Wednesday, October 5, 2011

Introducing The New No-Recourse Mortgage



Phil:    What if there were no tomorrow?
Gus:    No tomorrow? That would mean there would be no consequences, there would be no hangovers. We could do whatever we wanted!
Phil:    That's true. We could do . . . whatever we wanted.
—Bill Murray as Phil Connor and Ric Ducommun as Gus in Groundhog Day


For some three weeks now we’ve had protesters staging some kind of sit-in down on Wall Street.  It’s never been clear what, exactly, it is they’re protesting or what it is that they want, although they’ve garnered support from the likes of Susan Sarandon and Michael Moore, so you know it must be a good idea.  

From what I gather, at least part of the complaint has to do with banks foreclosing on houses.  Similar complaints have been raised by state attorneys general, all 50 of whom have for months been engaged in an investigation of and settlement negotiations with five major banks—Bank of America, JP Morgan Chase, Wells Fargo, Citigroup, and Ally Financial—over foreclosure practices.  To be fair, to the extent the complaint is over illegitimate foreclosures—foreclosures where the borrower is not in default—they may have a point. 

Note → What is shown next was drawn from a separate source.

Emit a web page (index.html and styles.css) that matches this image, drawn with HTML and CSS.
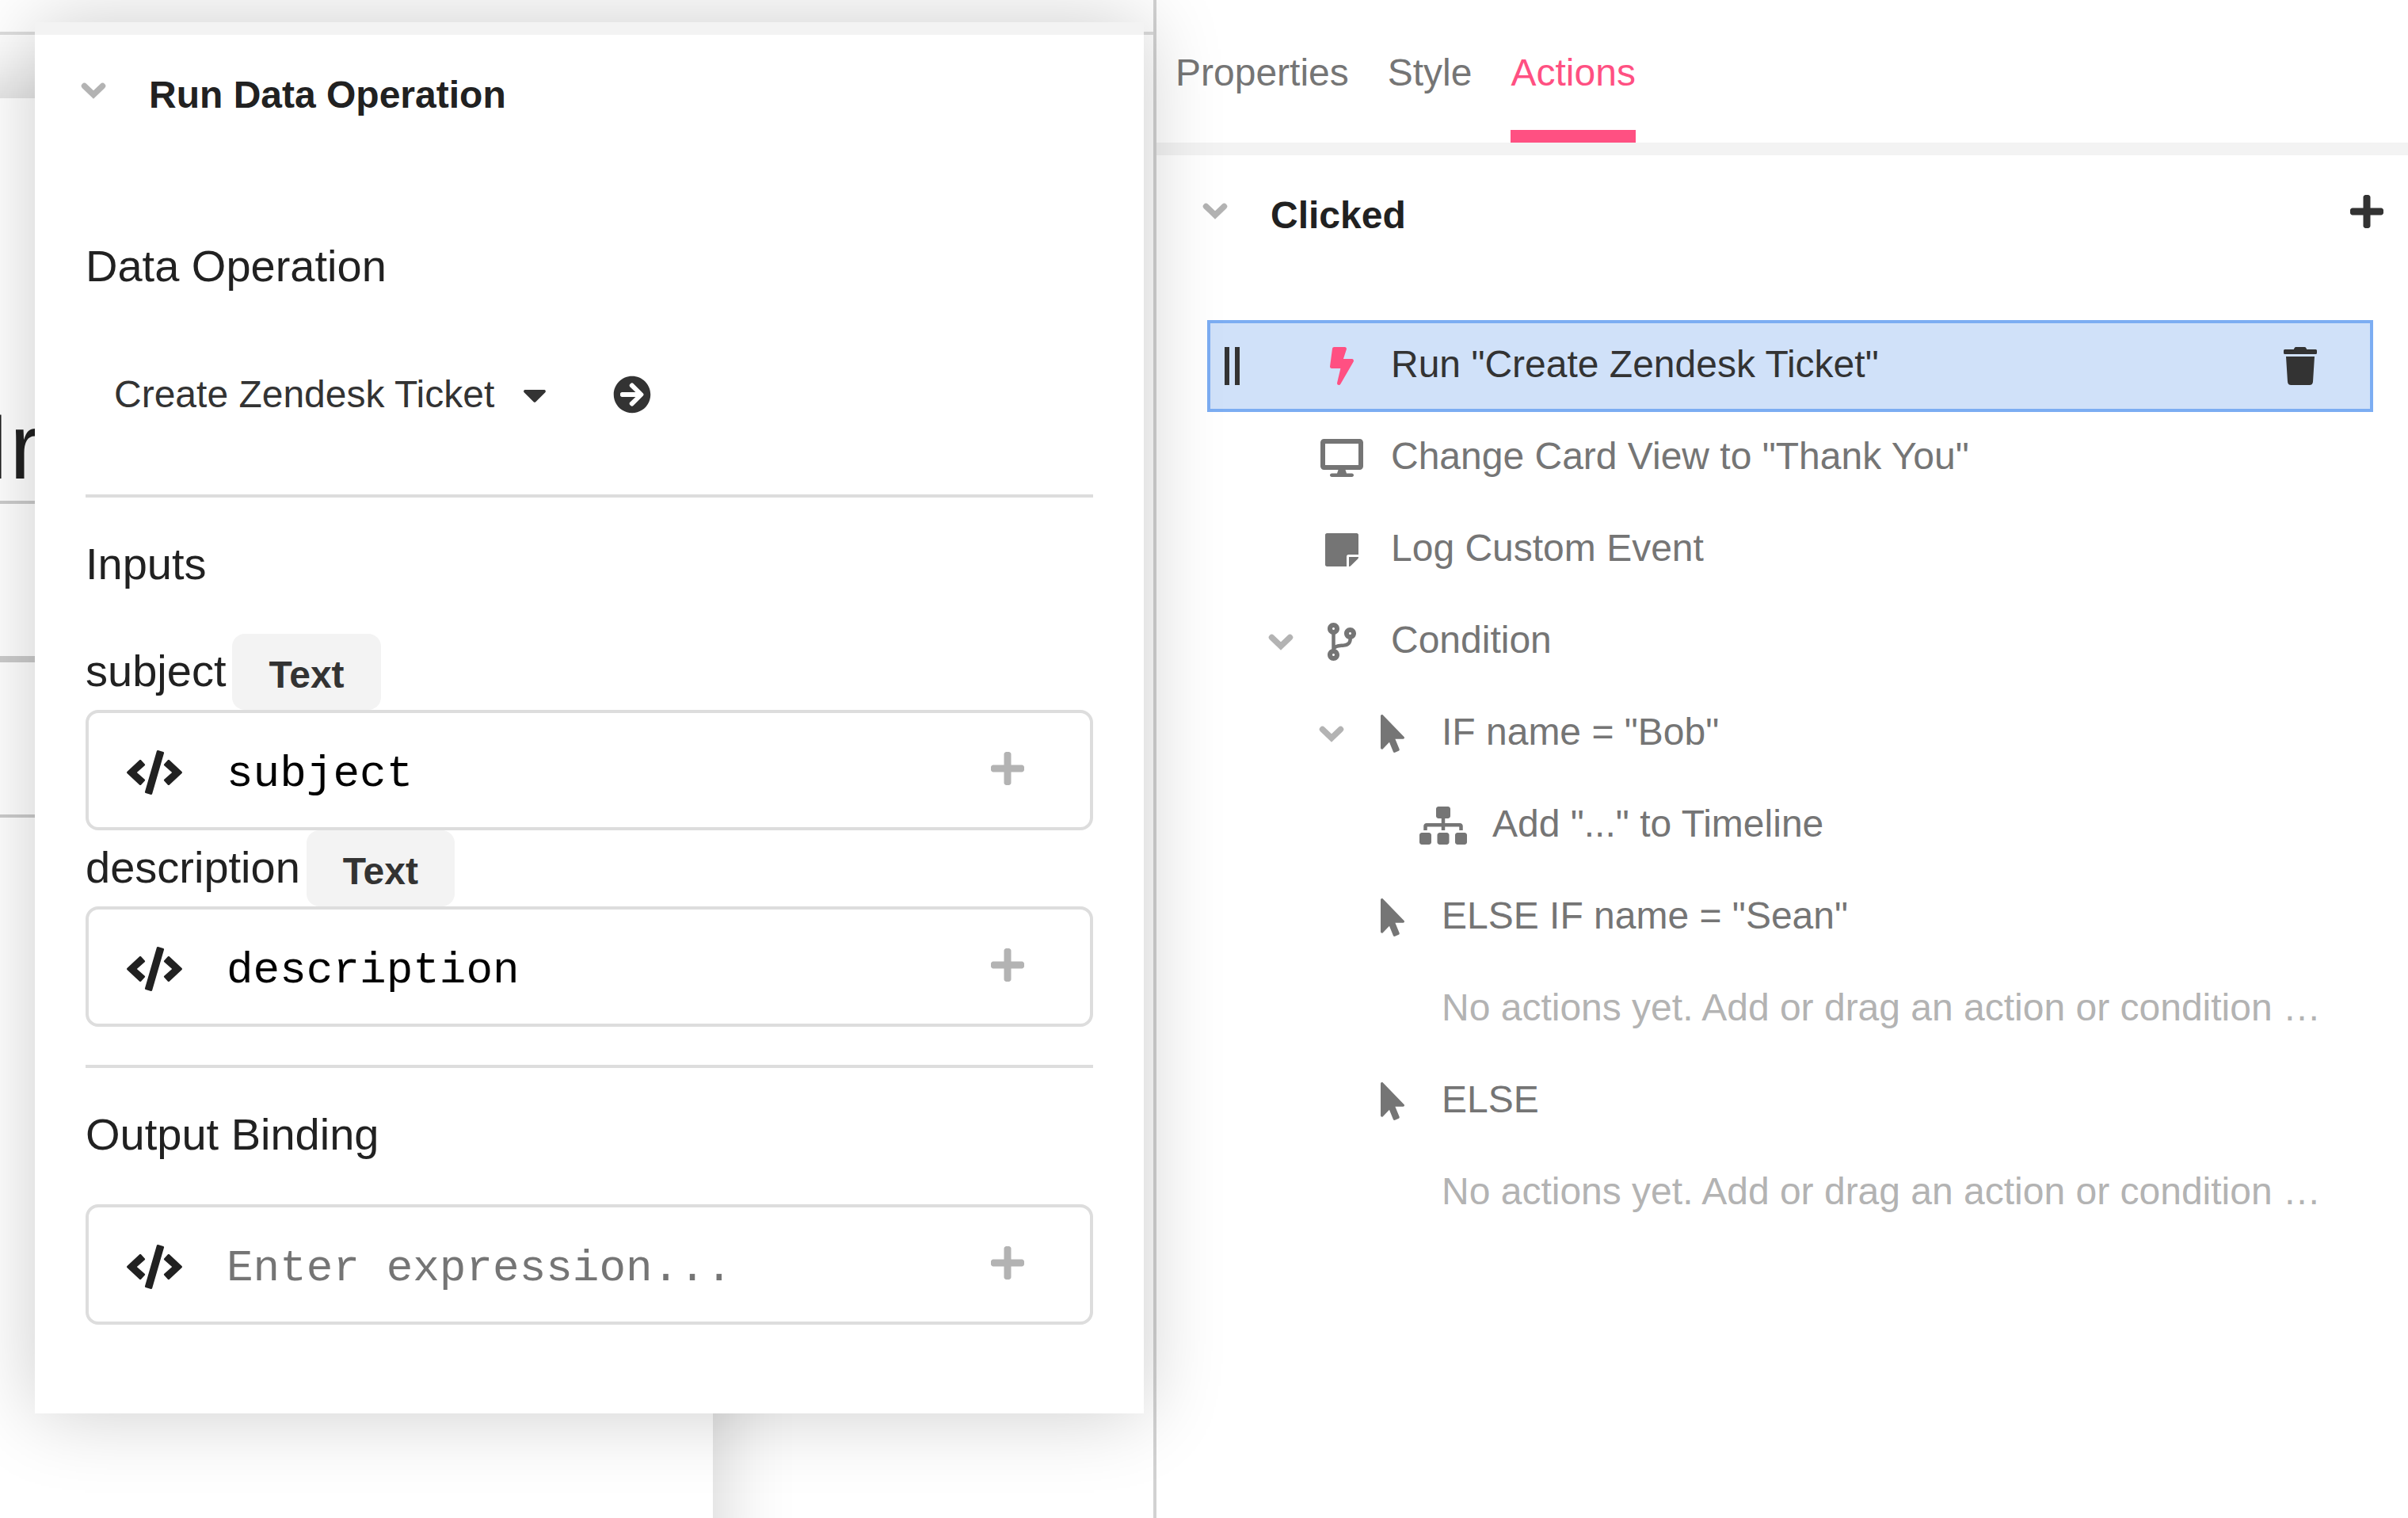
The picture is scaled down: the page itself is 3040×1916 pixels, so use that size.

The problem is the complaint isn’t limited to illegitimate foreclosures, but extends to ALL foreclosures.  The mindset here is that foreclosure in and of itself is evil and bad, and that those who are the subject of a foreclosure are victims.  California Attorney General Kamala Harris has gone so far as to withdraw from the 50 state negotiations because they don’t hit the banks hard enough; she believes the banks actually should be forced to reduce principal balances. 

As I discussed a couple of weeks ago, the spate of foreclosures isn’t really the spawn of an evil banking plot, but actually has its roots in federal regulations that forced banks into a high-risk loan market they didn’t want to be in in the first place.  In the interest of having everyone own their own home, Congress and the Fed compelled the banking industry to begin making loans to people who could not afford them, and it was only a matter of time before the mathematics caught up and the defaults began.  The foreclosures followed. 

Of course, the reality of that history doesn’t matter to the Left, for whom everyone is a victim.  And this “victimhood” also conveniently forgets what a mortgage is, and why a foreclosure happens.  A mortgage is a contract through which A borrows money from B in order to buy a house.  B lends A the money, and A buys the house.  For the Left, this is where the agreement stops.  But there’s more to the story.   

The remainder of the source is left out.